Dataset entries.
====================

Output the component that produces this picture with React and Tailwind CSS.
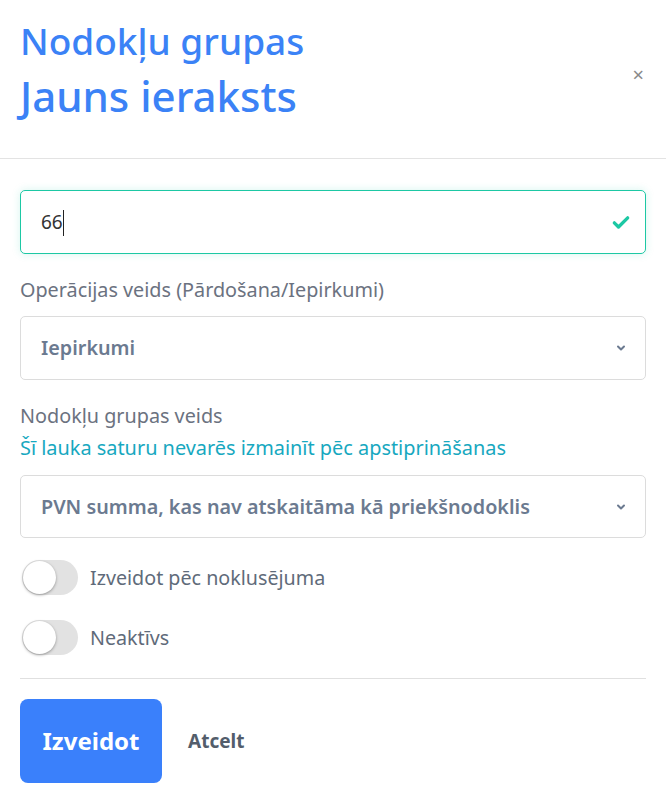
import React from "react";

const Toggle = ({ label }) => {
  return (
    <label className="flex items-center gap-3 cursor-pointer">
      <span className="relative inline-block w-[56px] h-[35px] rounded-full bg-[#e2e2e2] shrink-0">
        <span className="absolute left-[1px] top-[1px] w-[33px] h-[33px] rounded-full bg-white shadow-[0_1px_3px_rgba(0,0,0,0.35)]" />
      </span>
      <span className="text-[19.7px] text-[#5f6b7a]">{label}</span>
    </label>
  );
};

const Chevron = () => (
  <svg className="w-[12px] h-[12px] text-[#6b7a90]" viewBox="0 0 24 24" fill="none" stroke="currentColor" strokeWidth="4" strokeLinecap="round" strokeLinejoin="round">
    <path d="M6 9l6 6 6-6" />
  </svg>
);

const App = () => {
  return (
    <div className="min-h-screen bg-white font-['Noto_Sans',sans-serif]">
      {/* Header */}
      <header className="flex items-center justify-between pl-5 pr-[22px] pt-[19px] pb-[38px] border-b border-[#e3e3e3]">
        <div>
          <h3 className="text-[37px] leading-[44px] font-medium text-[#3b82f6]">Nodokļu grupas</h3>
          <h2 className="text-[42px] leading-[48px] font-medium mt-[9px] text-[#3b82f6]">Jauns ieraksts</h2>
        </div>
        <button className="text-[#8a8a8a] text-[20px] leading-none mt-[10px]">×</button>
      </header>

      {/* Form */}
      <div className="px-5 pt-[31px]">
        <div className="flex items-center h-[64px] pl-5 pr-[14px] rounded-[5px] border border-[#1dc8a4] shadow-[0_0_8px_rgba(29,200,164,0.18)]">
          <span className="flex-1 text-[19px] text-[#333]">
            66<span className="inline-block w-px h-[26px] bg-[#222] align-middle" />
          </span>
          <svg className="w-[20px] h-[20px] text-[#1dc8a4]" viewBox="0 0 24 24" fill="none" stroke="currentColor" strokeWidth="4" strokeLinecap="round" strokeLinejoin="round">
            <path d="M4 13l5 5L20 7" />
          </svg>
        </div>

        <div className="mt-[22px] text-[19.8px] leading-[28px] text-[#6b7280]">Operācijas veids (Pārdošana/Iepirkumi)</div>
        <div className="mt-[12px] flex items-center justify-between h-[64px] pl-5 pr-[18px] rounded-[5px] border border-[#dcdcdc]">
          <span className="text-[19.75px] font-semibold text-[#6b7a90]">Iepirkumi</span>
          <Chevron />
        </div>

        <div className="mt-[22px] text-[19.8px] leading-[28px] text-[#6b7280]">Nodokļu grupas veids</div>
        <div className="mt-[4px] text-[19.9px] leading-[28px] text-[#17a8c0]">Šī lauka saturu nevarēs izmainīt pēc apstiprināšanas</div>
        <div className="mt-[13px] flex items-center justify-between h-[63px] pl-5 pr-[18px] rounded-[5px] border border-[#dcdcdc]">
          <span className="text-[19.75px] font-semibold text-[#6b7a90]">PVN summa, kas nav atskaitāma kā priekšnodoklis</span>
          <Chevron />
        </div>

        <div className="mt-[22px] flex flex-col gap-[25px] pl-[2px]">
          <Toggle label="Izveidot pēc noklusējuma" />
          <Toggle label="Neaktīvs" />
        </div>

        <div className="mt-[23px] border-t border-[#e0e0e0]" />

        <div className="mt-[20px] flex items-center gap-[26px]">
          <button className="h-[84px] w-[142px] rounded-[8px] bg-[#3a80fb] text-white text-[24px] font-bold">Izveidot</button>
          <button className="text-[19px] font-bold text-[#535d6b]">Atcelt</button>
        </div>
      </div>
    </div>
  );
};

export default App;
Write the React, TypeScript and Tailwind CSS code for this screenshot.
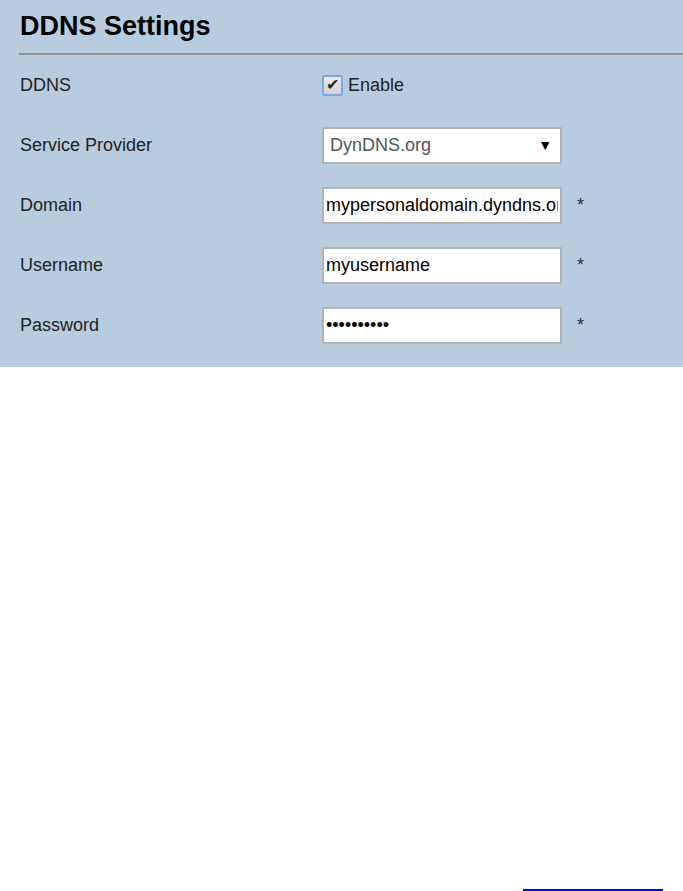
const font = { fontFamily: '"Liberation Sans", Arial, sans-serif' };

function Row({ label, children }: { label: string; children: React.ReactNode }) {
  return (
    <div className="flex h-[60px] items-center">
      <div className="w-[302px] shrink-0 text-[18px] text-[#222]">{label}</div>
      <div className="flex items-center">{children}</div>
    </div>
  );
}

function TextBox({ value, password }: { value: string; password?: boolean }) {
  return (
    <>
      <input
        readOnly
        type={password ? 'password' : 'text'}
        value={value}
        className="h-[37px] w-[240px] border-2 border-[#b3b3b3] bg-white px-[2px] text-[18px] text-black outline-none"
        style={font}
      />
      <span className="ml-[15px] text-[18px] text-[#333]">*</span>
    </>
  );
}

export default function App() {
  return (
    <div className="flex h-[891px] flex-col bg-white" style={font}>
      <div className="bg-[#b8cce0] pb-[12px] pl-5">
        <div className="flex h-[53px] items-center">
          <h1 className="text-[27px] font-bold leading-none text-black">DDNS Settings</h1>
        </div>
        <div className="-ml-px h-[2px] bg-[#8f9296]" />
        <div>
          <Row label="DDNS">
            <div className="flex items-center">
              <span className="flex h-[21px] w-[21px] items-center justify-center rounded-[3px] border-2 border-[#7ea6ea] bg-gradient-to-b from-[#ececec] to-[#d2d2d2] text-[16px] leading-none text-[#2a2a2a]">
                ✔
              </span>
              <span className="ml-[5px] text-[18px] text-[#222]">Enable</span>
            </div>
          </Row>
          <Row label="Service Provider">
            <div className="flex h-[37px] w-[240px] items-center justify-between border-2 border-[#b3b3b3] bg-white pl-[6px] pr-[8px]">
              <span className="text-[18px] text-[#555]">DynDNS.org</span>
              <span className="text-[14px] text-black">▼</span>
            </div>
          </Row>
          <Row label="Domain">
            <TextBox value="mypersonaldomain.dyndns.org" />
          </Row>
          <Row label="Username">
            <TextBox value="myusername" />
          </Row>
          <Row label="Password">
            <TextBox value="mypasswd01" password />
          </Row>
        </div>
      </div>
      <div className="flex-1" />
      <div className="pl-[523px]">
        <div className="h-[2px] w-[140px] bg-[#0000ff]" />
      </div>
    </div>
  );
}
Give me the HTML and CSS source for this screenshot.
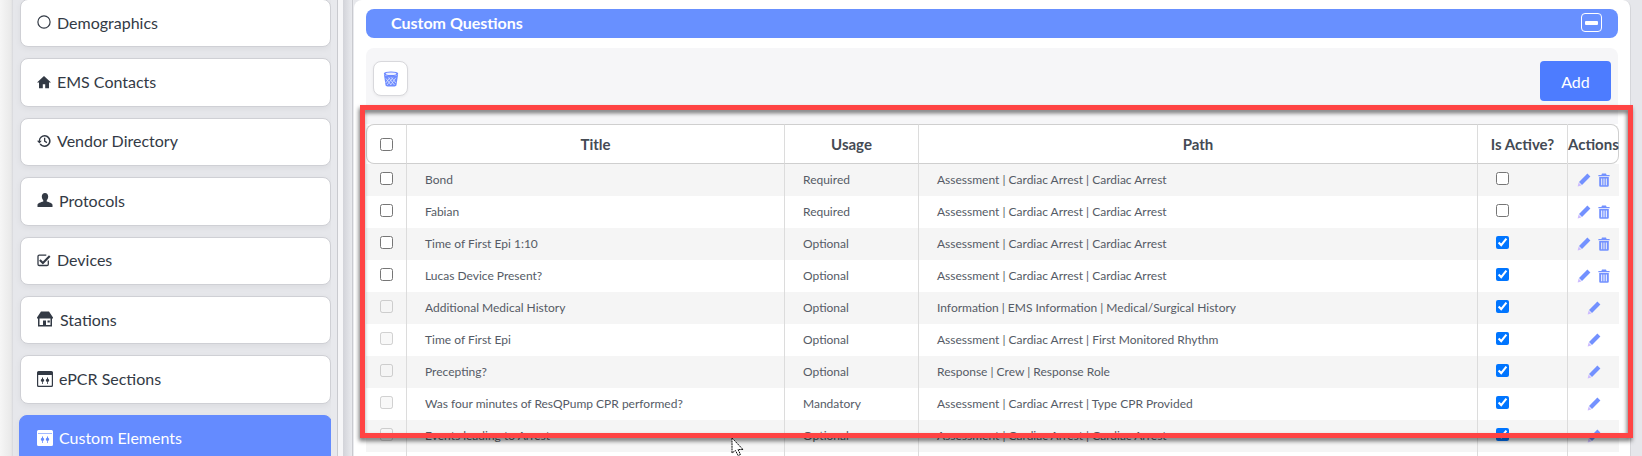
FILE: index.html
```html
<!DOCTYPE html>
<html lang="en">
<head>
<meta charset="utf-8">
<title>Custom Questions</title>
<link rel="stylesheet" href="styles.css">
</head>
<body>
<svg class="sprite" xmlns="http://www.w3.org/2000/svg">
  <symbol id="i-pencil" viewBox="0 0 14 14"><path d="M10.400.6 13.400 3.600 5 12 2 9Z" fill="#7391ff"/><path d="M1.600 9.600 4.400 12.400.6 13.400Z" fill="#cdbcff"/></symbol>
  <symbol id="i-trash" viewBox="0 0 12 14"><path d="M4 .5h4l.6 1.400h3v1.400H.4V1.900h3Z" fill="#7391ff"/><path fill-rule="evenodd" d="M1.200 4h9.600v8.600a1.200 1.200 0 0 1-1.200 1.200H2.400a1.200 1.200 0 0 1-1.200-1.200ZM3.200 5.600v6.600h1V5.600Zm2.300 0v6.600h1V5.600Zm2.300 0v6.600h1V5.600Z" fill="#7391ff"/></symbol>
</svg>
<div class="strip"></div>
<nav class="side">
  <a class="card"><svg class="ic" viewBox="0 0 14 14"><circle cx="7" cy="7" r="6.100" fill="none" stroke="#333a45" stroke-width="1.200"/></svg>Demographics</a>
  <a class="card"><svg class="ic" viewBox="0 0 14 14"><path d="M7 1 0 7.400h2V13.300h3.800V9.200h2.400v4.100H12V7.400h2Z" fill="#333a45"/></svg>EMS Contacts</a>
  <a class="card"><svg class="ic" viewBox="0 0 14 14"><path d="M7.600 1a6 6 0 1 1-5 9.300l1.200-.8a4.500 4.500 0 1 0-.8-2.800h1.800L2.400 9.400 0 6.700h1.700A6 6 0 0 1 7.600 1Z" fill="#333a45"/><path d="M7 3.800h1.300v3l2 1.300-.7 1.100L7 7.600Z" fill="#333a45"/></svg>Vendor Directory</a>
  <a class="card"><svg class="ic ic-w" viewBox="0 0 16 14"><path d="M8 0c2 0 3.200 1.500 3.200 3.600 0 1.500-.7 3-1.500 3.800v1.200c2.300.7 5.800 1.500 5.800 3.400V14H.5v-2c0-1.900 3.500-2.700 5.800-3.400V7.400C5.500 6.600 4.800 5.100 4.800 3.600 4.800 1.500 6 0 8 0Z" fill="#333a45"/></svg>Protocols</a>
  <a class="card"><svg class="ic" viewBox="0 0 14 14"><path d="M11.300 7.500v3.700a1.300 1.300 0 0 1-1.300 1.300H2.300A1.300 1.300 0 0 1 1 11.200V3.500a1.300 1.300 0 0 1 1.300-1.300h7" fill="none" stroke="#333a45" stroke-width="1.300"/><path d="m3.600 6.300 2.300 2.300L12 2.300l1.500 1.500-7.600 7.600-3.800-3.600Z" fill="#333a45"/></svg>Devices</a>
  <a class="card wider"><svg class="ic ic-w" viewBox="0 0 16 15"><path fill-rule="evenodd" d="M4 0h8l4 6v1h-1v8H1V7H0V6ZM2.500 7v6.600H6V9h3v4.600h4.500V7H2.500Zm8 2h2.300v2h-2.300Z" fill="#333a45"/></svg>Stations</a>
  <a class="card"><svg class="ic ic-w" viewBox="0 0 16 16"><path fill-rule="evenodd" d="M1.500 0h13A1.500 1.500 0 0 1 16 1.500v13a1.500 1.500 0 0 1-1.500 1.500h-13A1.500 1.500 0 0 1 0 14.500v-13A1.500 1.500 0 0 1 1.500 0ZM1.200 4v10.300c0 .3.200.5.500.5h12.600c.3 0 .5-.2.500-.5V4Z" fill="#333a45"/><path d="M5 6.500v1.200a1.700 1.700 0 1 0 1 0V6.500Zm5 0v1.200a1.700 1.700 0 1 0 1 0V6.500Zm-5 4.700v1.600h1v-1.600Zm5 0v1.600h1v-1.600Z" fill="#333a45"/></svg>ePCR Sections</a>
  <a class="card active"><svg class="ic ic-w" viewBox="0 0 16 16"><path d="M1.500 0h13A1.500 1.500 0 0 1 16 1.500v13a1.500 1.500 0 0 1-1.500 1.500h-13A1.500 1.500 0 0 1 0 14.500v-13A1.500 1.500 0 0 1 1.500 0Z" fill="#fff"/><path d="M1 3.400h14v.6H1Z" fill="#648bff"/><path d="M5 6.500v1.200a1.700 1.700 0 1 0 1 0V6.500Zm5 0v1.200a1.700 1.700 0 1 0 1 0V6.500Zm-5 4.700v1.600h1v-1.600Zm5 0v1.600h1v-1.600Z" fill="#648bff"/></svg>Custom Elements</a>
</nav>
<div class="gutter"></div>
<main class="panel">
  <header class="bar">
    <h2 class="bar-title">Custom Questions</h2>
    <span class="collapse"><span class="minus"></span></span>
  </header>
  <section class="tools">
    <button class="bin-btn" type="button" aria-label="Deleted items">
      <svg class="bin" viewBox="0 0 16 16"><ellipse cx="8" cy="2.800" rx="7.200" ry="2.400" fill="#6a86ff"/><ellipse cx="8" cy="2.800" rx="5.400" ry="1.200" fill="#eef1ff"/><path d="M.9 3.600c1.500 2 12.700 2 14.200 0l-1.700 10.800c-.4 1.600-10.400 1.600-10.800 0Z" fill="#6f8cff"/><path d="M3 7.500l5 6.500M5.500 6.500l6 7.500M8.500 6.500l4.500 5.500M12.800 6.800l-5 7M10 6.500l-6 7.500M7 6.500l-4.300 5.500" stroke="#dbe2ff" stroke-width=".8" fill="none"/></svg>
    </button>
    <button class="add" type="button">Add</button>
  </section>
  <table class="grid">
    <colgroup><col class="c-check"><col class="c-title"><col class="c-usage"><col class="c-path"><col class="c-active"><col class="c-actions"></colgroup>
    <thead>
      <tr><th class="first"><input type="checkbox"></th><th>Title</th><th>Usage</th><th>Path</th><th>Is Active?</th><th class="last">Actions</th></tr>
    </thead>
    <tbody>
      <tr><td class="chk"><input type="checkbox"></td><td>Bond</td><td>Required</td><td>Assessment | Cardiac Arrest | Cardiac Arrest</td><td class="act"><input type="checkbox"></td><td class="ops"><div class="ops-in"><svg class="pen"><use href="#i-pencil"/></svg><svg class="trash"><use href="#i-trash"/></svg></div></td></tr>
      <tr><td class="chk"><input type="checkbox"></td><td>Fabian</td><td>Required</td><td>Assessment | Cardiac Arrest | Cardiac Arrest</td><td class="act"><input type="checkbox"></td><td class="ops"><div class="ops-in"><svg class="pen"><use href="#i-pencil"/></svg><svg class="trash"><use href="#i-trash"/></svg></div></td></tr>
      <tr><td class="chk"><input type="checkbox"></td><td>Time of First Epi 1:10</td><td>Optional</td><td>Assessment | Cardiac Arrest | Cardiac Arrest</td><td class="act"><input type="checkbox" checked></td><td class="ops"><div class="ops-in"><svg class="pen"><use href="#i-pencil"/></svg><svg class="trash"><use href="#i-trash"/></svg></div></td></tr>
      <tr><td class="chk"><input type="checkbox"></td><td>Lucas Device Present?</td><td>Optional</td><td>Assessment | Cardiac Arrest | Cardiac Arrest</td><td class="act"><input type="checkbox" checked></td><td class="ops"><div class="ops-in"><svg class="pen"><use href="#i-pencil"/></svg><svg class="trash"><use href="#i-trash"/></svg></div></td></tr>
      <tr><td class="chk"><input type="checkbox" disabled></td><td>Additional Medical History</td><td>Optional</td><td>Information | EMS Information | Medical/Surgical History</td><td class="act"><input type="checkbox" checked></td><td class="ops"><div class="ops-in"><svg class="pen"><use href="#i-pencil"/></svg></div></td></tr>
      <tr><td class="chk"><input type="checkbox" disabled></td><td>Time of First Epi</td><td>Optional</td><td>Assessment | Cardiac Arrest | First Monitored Rhythm</td><td class="act"><input type="checkbox" checked></td><td class="ops"><div class="ops-in"><svg class="pen"><use href="#i-pencil"/></svg></div></td></tr>
      <tr><td class="chk"><input type="checkbox" disabled></td><td>Precepting?</td><td>Optional</td><td>Response | Crew | Response Role</td><td class="act"><input type="checkbox" checked></td><td class="ops"><div class="ops-in"><svg class="pen"><use href="#i-pencil"/></svg></div></td></tr>
      <tr><td class="chk"><input type="checkbox" disabled></td><td>Was four minutes of ResQPump CPR performed?</td><td>Mandatory</td><td>Assessment | Cardiac Arrest | Type CPR Provided</td><td class="act"><input type="checkbox" checked></td><td class="ops"><div class="ops-in"><svg class="pen"><use href="#i-pencil"/></svg></div></td></tr>
      <tr><td class="chk"><input type="checkbox" disabled></td><td>Events leading to Arrest</td><td>Optional</td><td>Assessment | Cardiac Arrest | Cardiac Arrest</td><td class="act"><input type="checkbox" checked></td><td class="ops"><div class="ops-in"><svg class="pen"><use href="#i-pencil"/></svg></div></td></tr>
      <tr class="tail"><td></td><td></td><td></td><td></td><td></td><td></td></tr>
    </tbody>
  </table>
</main>
<div class="highlight"></div>
<svg class="cursor" viewBox="0 0 14 20"><path d="M1 1v15l3.500-2.500 2.500 5 2.500-1-2.500-5H12Z" fill="#fff" stroke="#111" stroke-width="1" stroke-dasharray="2 .6"/></svg>
</body>
</html>
```
FILE: styles.css
```css
* { box-sizing: border-box; }
html, body { margin: 0; height: 456px; overflow: hidden; }
body {
  width: 1642px;
  display: flex;
  align-items: flex-start;
  background: #e6e7eb;
  font-family: "Lato", "Liberation Sans", sans-serif;
  color: #333a45;
}
.sprite { display: none; }

.strip {
  flex: 0 0 13px;
  height: 456px;
  background: linear-gradient(90deg, #f6f6f6, #e9e9e9 85%, #d6d7dc);
}

.side {
  flex: 0 0 311px;
  margin: -1px 0 0 7px;
  display: flex;
  flex-direction: column;
  gap: 11px;
}
.card {
  display: flex;
  align-items: center;
  gap: 6px;
  height: 48.400px;
  padding: 0 0 2px 16px;
  background: #fff;
  border: 1px solid #cfd0d5;
  border-radius: 8px;
  box-shadow: 0 2px 6px rgba(0,0,0,.05);
  font-size: 16px;
  flex: none;
}
.wider { gap: 7px; }
.ic { width: 14px; height: 14px; flex: none; }
.ic-w { width: 16px; height: 16px; }
.active {
  margin: 0 -1px;
  padding-left: 17px;
  background: #648bff;
  border-color: #648bff;
  color: #fff;
}

.gutter {
  flex: 0 0 23px;
  height: 456px;
  background:
    linear-gradient(90deg, #e8e9ed 0 6px, #c9cacf 6px 7px, #f6f6f8 7px 12px, #d2d3d9 12px, #e9eaee 21px, #c9cacf 21px 22px, #e9eaee 22px);
}

.panel {
  flex: 0 0 1277px;
  height: 456px;
  padding: 9px 12px 0;
  background: #fff;
  border-right: 1px solid #d5d6da;
  border-radius: 8px 8px 0 0;
  overflow: hidden;
}
.bar {
  height: 29px;
  padding: 0 5px 2px 25px;
  display: flex;
  align-items: center;
  justify-content: space-between;
  background: #6890ff;
  border-radius: 8px;
  color: #fff;
}
.bar-title { margin: 0; font-size: 16px; font-weight: 700; }
.collapse {
  width: 21px;
  height: 19px;
  margin-right: 11px;
  display: flex;
  align-items: center;
  justify-content: center;
  border: 1px solid #fff;
  border-radius: 4px;
}
.minus { width: 13px; height: 4px; background: #fff; border-radius: 1px; }

.tools {
  height: 76px;
  margin-top: 10px;
  padding: 13px 7px 0;
  display: flex;
  align-items: flex-start;
  justify-content: space-between;
  background: #f6f6f8;
  border-radius: 8px 8px 0 0;
}
.bin-btn {
  width: 35px;
  height: 35px;
  padding: 0;
  display: flex;
  align-items: center;
  justify-content: center;
  background: #fff;
  border: 1px solid #d8d8dc;
  border-radius: 8px;
  box-shadow: 0 1px 3px rgba(0,0,0,.06);
}
.bin { width: 16px; height: 16px; }
.add {
  width: 71px;
  height: 40px;
  background: #4d7cff;
  border: 0;
  border-radius: 4px;
  color: #fff;
  font: 400 16px "Lato", "Liberation Sans", sans-serif;
}

.grid {
  width: 1253px;
  table-layout: fixed;
  border-collapse: separate;
  border-spacing: 0;
  font-size: 12px;
  color: #555b66;
}
.c-check { width: 40px; }
.c-title { width: 378px; }
.c-usage { width: 134px; }
.c-path { width: 559px; }
.c-active { width: 90px; }
.c-actions { width: 52px; }
.grid th {
  height: 40px;
  padding: 0;
  background: #fff;
  border-top: 1px solid #cfcfcf;
  border-bottom: 1px solid #cfcfcf;
  border-left: 1px solid #dcdcdc;
  font-size: 15px;
  font-weight: 700;
  color: #444a54;
  white-space: nowrap;
  overflow: visible;
}
.grid th.first { border-left: 1px solid #cfcfcf; border-radius: 8px 0 0 8px; }
.grid th.last { border-right: 1px solid #cfcfcf; border-radius: 0 8px 8px 0; }
.grid input { display: block; width: 13px; height: 13px; margin: 0; }
.grid th.first input { margin-left: 13px; }
.grid td {
  height: 32px;
  padding: 0 8px 1px 18px;
  border-left: 1px solid #dcdcdc;
  white-space: nowrap;
}
.grid tbody tr:nth-child(odd) td { background: #f5f5f5; }
.grid tbody td:first-child { border-left: 0; }
.grid td.chk { padding: 0 0 3px 14px; }
.grid td.act { padding: 0 0 3px 18px; }
.grid td.ops { padding: 0; }
.ops-in { display: flex; align-items: center; justify-content: center; gap: 7px; height: 32px; }
.pen { width: 14px; height: 14px; }
.trash { width: 12px; height: 14px; }
.grid tr.tail td { height: 4px; padding: 0; background: #fff; }

.highlight {
  position: absolute;
  left: 360px;
  top: 105px;
  width: 1273px;
  height: 333px;
  border: 5px solid #ff4444;
  filter: drop-shadow(-1px 3px 2px rgba(0,0,0,.55));
  pointer-events: none;
}
.cursor {
  position: absolute;
  left: 731px;
  top: 437px;
  width: 14px;
  height: 20px;
}
```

====================

STATED EXERCISE. Pull out every line holding "React" from the records above, and copy it.

THE RESULT.
Output the component that produces this picture with React and Tailwind CSS.
import React from "react";
Write the React, TypeScript and Tailwind CSS code for this screenshot.
function Row({ label, children }: { label: string; children: React.ReactNode }) {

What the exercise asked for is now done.